Program Notes: Shostakovich to the New World
Piano Concerto No 2 Dmitri Shostakovich (1906-1975)
Shortly after Stalin’s death a large number of intellectuals, including Shostakovich, were ‘rehabilitated’ by the new Soviet regime. This was a short period, 1953-1960, of relative prosperity and security for Shostakovich. In 1957 he wrote the Piano Concerto No. 2. It was written for his son Maxim’s 19th birthday. Maxim premiered the work at his graduation from the Moscow Conservatory.
Fellow composer Edison Devisov wrote that the work had no redeeming artistic merit. Other critics however praised it for its “charming simplicity, carefree spirit and lyrical warmth”. Unlike many of his other works that can be angst-ridden and serious, the Piano Concerto No. 2 is considered charming, graceful and light-hearted. Obviously one of the reasons it is his most popular work.
Symphony No. 9 “From the New World” Antonín Dvořák (1841-1904)
The Commander Neil Armstrong took Dvořák’s New World Symphony to the Moon during the Apollo 11 mission 50 years ago this July. It is rumored that Buzz Aldrin played the recording as Armstrong took his one small step for man, one giant leap for mankind.
By the 1890s, Dvorák's international fame made him among the most highly regarded of living composers. He was hired to be the director of the new National Conservatory of Music located in New York city and lived in the United States from 1892 to 1895. The Conservatory was the brainchild of music enthusiast and patron Jeannette Thurber. Her millionaire husband had amassed a fortune from his success in the grocery business, enabling Thurber to realize her ambitious dream of founding a national musical center to foster an authentically American art. Thurber's progressive ideas meant that the Conservatory welcomed women, the underprivileged, African-Americans and other minorities as students.

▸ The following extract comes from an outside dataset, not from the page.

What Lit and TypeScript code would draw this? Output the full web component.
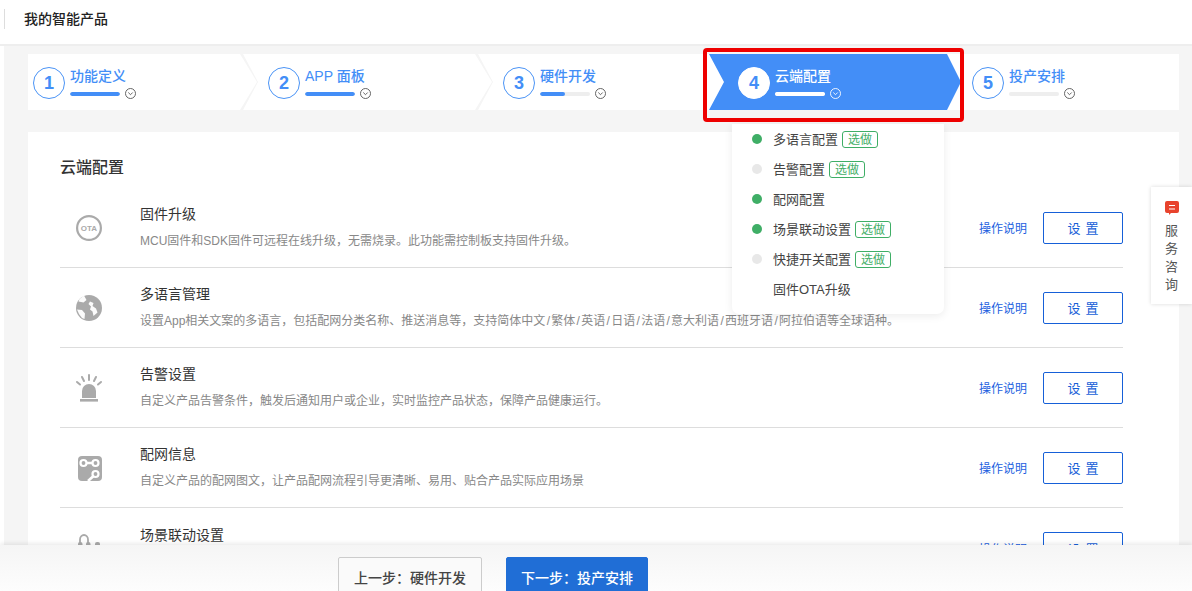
import { LitElement, html, css, svg } from "lit";
import { customElement } from "lit/decorators.js";

const steps = [
  { n: 1, label: "功能定义", pct: 100 },
  { n: 2, label: "APP 面板", pct: 100 },
  { n: 3, label: "硬件开发", pct: 50 },
  { n: 4, label: "云端配置", pct: 100, active: true },
  { n: 5, label: "投产安排", pct: 0 },
];

const menu = [
  { t: "多语言配置", d: "g", tag: true },
  { t: "告警配置", d: "e", tag: true },
  { t: "配网配置", d: "g", tag: false },
  { t: "场景联动设置", d: "g", tag: true },
  { t: "快捷开关配置", d: "e", tag: true },
  { t: "固件OTA升级", d: "", tag: false },
];

const icons = {
  ota: svg`<circle cx="14" cy="14" r="11.900" fill="none" stroke="#aaa" stroke-width="2.200"/><text x="14" y="16.900" text-anchor="middle" font-size="8" font-weight="700" fill="#aaa" font-family="Liberation Sans">OTA</text>`,
  globe: svg`<circle cx="14" cy="14" r="13" fill="#aaa"/><path d="M9 1.500l2.500 4.500-3 2.500-5-1 1-2.500zM2 15.500l5 .5 3 3.500-.5 5.500-2.500-1-3-4zM15 7.500l3.500 1.500-1 3 3.500 2.500 1.500 4-4 3.500-1-4.500-2.500-2 1-3-2.500-2.500z" fill="#fff" opacity="0.95"/>`,
  alarm: svg`<path d="M7 24v-7a7 7 0 0 1 14 0v7z" fill="#aaa"/><rect x="5" y="25" width="18" height="2.600" fill="#aaa"/><path d="M14 1v5M7 3l2 4M21 3l-2 4M2 8l3 2.500M26 8l-3 2.500" stroke="#aaa" stroke-width="2" stroke-linecap="round"/>`,
  chain: svg`<rect x="3" y="2" width="24" height="25" rx="4" fill="#aaa"/><circle cx="8.500" cy="9" r="3" fill="none" stroke="#fff" stroke-width="2.200"/><circle cx="20.500" cy="9" r="3" fill="none" stroke="#fff" stroke-width="2.200"/><circle cx="20.500" cy="20" r="3" fill="none" stroke="#fff" stroke-width="2.200"/><path d="M11 9h7M18.500 22l-5.500 5" stroke="#fff" stroke-width="2.600"/>`,
  head: svg`<path d="M5 9V5.500a4 4.500 0 0 1 8 0V9" fill="none" stroke="#aaa" stroke-width="1.800"/><rect x="3" y="8" width="4.500" height="14" rx="2" fill="#aaa"/><rect x="11" y="8" width="4.500" height="14" rx="2" fill="#aaa"/><rect x="20" y="8" width="5" height="14" rx="2" fill="#aaa"/>`,
};

const rows = [
  { i: icons.ota, t: "固件升级", d: "MCU固件和SDK固件可远程在线升级，无需烧录。此功能需控制板支持固件升级。" },
  { i: icons.globe, t: "多语言管理", d: "设置App相关文案的多语言，包括配网分类名称、推送消息等，支持简体中文/繁体/英语/日语/法语/意大利语/西班牙语/阿拉伯语等全球语种。" },
  { i: icons.alarm, t: "告警设置", d: "自定义产品告警条件，触发后通知用户或企业，实时监控产品状态，保障产品健康运行。" },
  { i: icons.chain, t: "配网信息", d: "自定义产品的配网图文，让产品配网流程引导更清晰、易用、贴合产品实际应用场景" },
  { i: icons.head, t: "场景联动设置", d: "设置产品可执行的场景联动条件与动作，让设备之间协同工作" },
];

@customElement("app-root")
export class AppRoot extends LitElement {
  static styles = css`
    :host {
      display: block;
      font-family: "Liberation Sans", "Noto Sans CJK SC", sans-serif;
      color: #333;
    }
    .page {
      position: relative;
      width: 1192px;
      height: 591px;
      overflow: hidden;
      background: #f5f5f5;
    }
    .top {
      height: 44px;
      background: #fff;
      border-bottom: 2px solid #eee;
      display: flex;
      align-items: center;
      box-sizing: content-box;
    }
    .top-title {
      margin-left: 4px;
      padding-left: 19px;
      border-left: 1px solid #ddd;
      height: 20px;
      line-height: 20px;
      font-size: 14px;
      font-weight: 500;
      color: #222;
      margin-top: -6px;
    }
    .body {
      display: flex;
      height: 545px;
    }
    .strip {
      width: 4px;
      background: #fff;
      flex: none;
    }
    .content {
      flex: 1;
      padding: 8px 13px 0 24px;
      min-width: 0;
    }
    .steps {
      display: flex;
      height: 56px;
    }
    .step {
      position: relative;
      flex: none;
      width: 249px;
      margin-left: -14px;
      height: 56px;
      background: #fff;
      clip-path: polygon(0 0, 232px 0, 100% 50%, 232px 100%, 0 100%, 15px 50%);
      display: flex;
      align-items: center;
      box-sizing: border-box;
      padding-left: 25px;
    }
    .step.first {
      margin-left: 0;
      width: 229px;
      padding-left: 5px;
      clip-path: polygon(0 0, 212px 0, 100% 50%, 212px 100%, 0 100%);
    }
    .step.last {
      flex: 1;
      clip-path: none;
      margin-left: -14px;
      padding-left: 28px;
    }
    .step.active {
      width: 252px;
      margin-left: -18px;
      margin-right: -3px;
      padding-left: 29px;
      background: #438ef7;
      clip-path: polygon(0 0, 238px 0, 100% 50%, 238px 100%, 0 100%, 15px 50%);
      z-index: 1;
    }
    .num {
      width: 32px;
      height: 32px;
      box-sizing: border-box;
      border: 1px solid #4a93f5;
      border-radius: 50%;
      color: #438ef7;
      font-size: 18px;
      font-weight: 700;
      display: flex;
      align-items: center;
      justify-content: center;
      flex: none;
      margin-right: 5px;
      margin-top: 2px;
    }
    .step.active .num {
      background: #fff;
      border-color: #fff;
    }
    .info {
      display: flex;
      flex-direction: column;
      gap: 2px;
      margin-top: 1px;
    }
    .label {
      font-size: 14px;
      line-height: 20px;
      font-weight: 500;
      color: #438ef7;
    }
    .step.active .label {
      color: #fff;
    }
    .prog-line {
      display: flex;
      align-items: center;
      gap: 5px;
      height: 11px;
    }
    .bar {
      width: 50px;
      height: 4px;
      border-radius: 2px;
      background: #eee;
      overflow: hidden;
    }
    .fill {
      height: 100%;
      background: #438ef7;
      border-radius: 2px;
    }
    .step.active .fill {
      background: #fff;
    }
    .chev {
      display: block;
      flex: none;
      stroke: #555;
    }
    .step.active .chev {
      stroke: #fff;
    }
    .redbox {
      position: absolute;
      left: 703px;
      top: 48px;
      width: 261px;
      height: 74px;
      box-sizing: border-box;
      border: 4px solid #ee0000;
      border-radius: 4px;
      z-index: 5;
      pointer-events: none;
    }
    .card {
      margin-top: 22px;
      background: #fff;
      padding: 24px 56px 0 32px;
      height: 500px;
    }
    .card h2 {
      margin: 0 0 8px;
      font-size: 16px;
      line-height: 24px;
      font-weight: 500;
      color: #333;
    }
    .row {
      height: 80px;
      box-sizing: border-box;
      border-bottom: 1px solid #ddd;
      display: flex;
      align-items: center;
    }
    .row:last-child {
      border-bottom: 0;
    }
    .ico {
      width: 28px;
      height: 28px;
      margin: 0 37px 0 15px;
      flex: none;
      display: block;
    }
    .txt {
      flex: 1;
      min-width: 0;
    }
    .t {
      font-size: 14px;
      line-height: 20px;
      color: #333;
    }
    .d {
      font-size: 12px;
      line-height: 20px;
      margin-top: 7px;
      color: #888;
      white-space: nowrap;
    }
    .sl {
      padding: 0 1.300px;
    }
    .link {
      font-size: 12px;
      color: #1c5fe0;
      margin-right: 16px;
      flex: none;
    }
    .btn {
      width: 80px;
      height: 32px;
      box-sizing: border-box;
      border: 1px solid #1660d8;
      border-radius: 2px;
      color: #1660d8;
      font-size: 13px;
      display: flex;
      align-items: center;
      justify-content: center;
      flex: none;
      background: #fff;
      letter-spacing: 0.4em;
      text-indent: 0.4em;
    }
    .menu {
      position: absolute;
      left: 732px;
      top: 124px;
      width: 212px;
      height: 190px;
      box-sizing: border-box;
      background: #fff;
      border-radius: 0 0 7px 7px;
      box-shadow: 0 2px 8px rgba(0, 0, 0, 0.08);
      z-index: 4;
    }
    .mi {
      height: 30px;
      display: flex;
      align-items: center;
      font-size: 13px;
      color: #444;
    }
    .mt {
      margin-bottom: 2px;
    }
    .dot {
      width: 10px;
      height: 10px;
      border-radius: 50%;
      margin: 0 11px 0 20px;
      flex: none;
    }
    .dot.g {
      background: #3fae66;
    }
    .dot.e {
      background: #e8e8e8;
    }
    .tag {
      margin-left: 4px;
      height: 17px;
      box-sizing: border-box;
      border: 1px solid #3fae66;
      border-radius: 3px;
      padding: 0 5px;
      font-size: 12px;
      line-height: 17px;
      color: #3fae66;
    }
    .side {
      position: absolute;
      right: 0;
      top: 187px;
      width: 41px;
      height: 117px;
      background: #fff;
      box-shadow: 0 0 4px rgba(0, 0, 0, 0.15);
      display: flex;
      flex-direction: column;
      align-items: center;
      padding-top: 13px;
      box-sizing: border-box;
      z-index: 3;
    }
    .side span {
      font-size: 13px;
      line-height: 18px;
      color: #555;
    }
    .side svg {
      display: block;
      margin-bottom: 6px;
    }
    .foot {
      position: absolute;
      left: 0;
      right: 0;
      bottom: 0;
      height: 46px;
      background: linear-gradient(#f5f5f5, #fdfdfd);
      box-shadow: 0 -2px 4px rgba(0, 0, 0, 0.08);
      display: flex;
      gap: 24px;
      padding: 12px 0 0 338px;
      box-sizing: border-box;
      z-index: 6;
    }
    .fb {
      width: 144px;
      height: 44px;
      box-sizing: border-box;
      border: 1px solid #ccc;
      border-radius: 2px;
      background: #fafafa;
      font-size: 14px;
      line-height: 40px;
      text-align: center;
      color: #444;
      font-weight: 500;
    }
    .fb.primary {
      width: 142px;
      background: #206ed6;
      border-color: #206ed6;
      color: #fff;
    }
  `;

  chev() {
    return html`<svg class="chev" width="11" height="11" viewBox="0 0 11 11" fill="none" stroke-width="0.9"><circle cx="5.500" cy="5.500" r="5"/><path d="M3.300 4.500l2.200 2.200 2.200-2.200"/></svg>`;
  }

  desc(text: string) {
    const parts = text.split("/");
    return parts.map((p, i) => (i === 0 ? p : html`<span class="sl">/</span>${p}`));
  }

  render() {
    return html`<div class="page">
      <div class="top"><div class="top-title">我的智能产品</div></div>
      <div class="body">
        <div class="strip"></div>
        <div class="content">
          <div class="steps">
            ${steps.map(
              (s, i) => html`<div class="step ${i === 0 ? "first" : ""} ${s.active ? "active" : ""} ${i === 4 ? "last" : ""}">
                <div class="num">${s.n}</div>
                <div class="info">
                  <div class="label">${s.label}</div>
                  <div class="prog-line">
                    <div class="bar"><div class="fill" style="width:${s.pct}%"></div></div>
                    ${this.chev()}
                  </div>
                </div>
              </div>`
            )}
          </div>
          <div class="card">
            <h2>云端配置</h2>
            ${rows.map(
              (r) => html`<div class="row">
                <svg class="ico" viewBox="0 0 28 28">${r.i}</svg>
                <div class="txt"><div class="t">${r.t}</div><div class="d">${this.desc(r.d)}</div></div>
                <div class="link">操作说明</div>
                <div class="btn">设置</div>
              </div>`
            )}
          </div>
        </div>
      </div>
      <div class="redbox"></div>
      <div class="menu">
        ${menu.map(
          (m) => html`<div class="mi">
            <div class="dot ${m.d}"></div>
            <span class="mt">${m.t}</span>
            ${m.tag ? html`<span class="tag">选做</span>` : ""}
          </div>`
        )}
      </div>
      <div class="side">
        <svg width="16" height="16" viewBox="0 0 16 16"><path d="M3 1h10a2 2 0 0 1 2 2v8a2 2 0 0 1-2 2H7l-2 2v-2H3a2 2 0 0 1-2-2V3a2 2 0 0 1 2-2z" fill="#e8432d"/><path d="M5 5.500h6M5 9h6" stroke="#fff" stroke-width="1.200"/></svg>
        <span>服</span><span>务</span><span>咨</span><span>询</span>
      </div>
      <div class="foot">
        <div class="fb">上一步：硬件开发</div>
        <div class="fb primary">下一步：投产安排</div>
      </div>
    </div>`;
  }
}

In an article published in the New York Herald the day before the premiere, Dvořák offered this analysis of his “New World” Symphony:
“Since I have been in this country I have been deeply interested in the national music of the Negroes and the Indians. The character, the very nature of a race is contained in its national music. For that reason my attention was at once turned in the direction of these native melodies...It is this spirit which I have tried to reproduce in my new symphony. I have not actually used any of the melodies. I have simply written original themes embodying the peculiarities of the...music and, using these themes as subjects, have developed them with all the resources of modern rhythms, harmony, counterpoint and orchestral color”.
The premiere of the “New World” Symphony was an unqualified success. Dvořák proudly informed his publisher, Simrock: “The papers say that no composer ever celebrated such a triumph. Carnegie Hall was crowded with the best people of New York, and the audience applauded so that, like visiting royalty, I had to take my bows repeatedly from the box in which I sat.”
In fact the audience greeted the ending of each movement with thunderous clapping.
Despite Dvořák’s saying he did not use any of the melodies the best -known tune (the one on English horn) sounds like a spiritual and one of his students, African American composer William Arms Fisher, later penned lyrics to it ("Goin' Home"), creating a version that then became known on its own as a latter-day spiritual. And the famous flute tune in the first movement, which seems to quote "Swing Low, Sweet Chariot," is actually a cousin of the main theme.
Dvořák was intrigued by Henry Wadsworth Longfellow's epic poem of 1854, The Song of Hiawatha. He even remarked that the Largo grew from a sketch for an operatic treatment of the epic that was never realized, while the Scherzo had been inspired by a scene "where the Indians dance."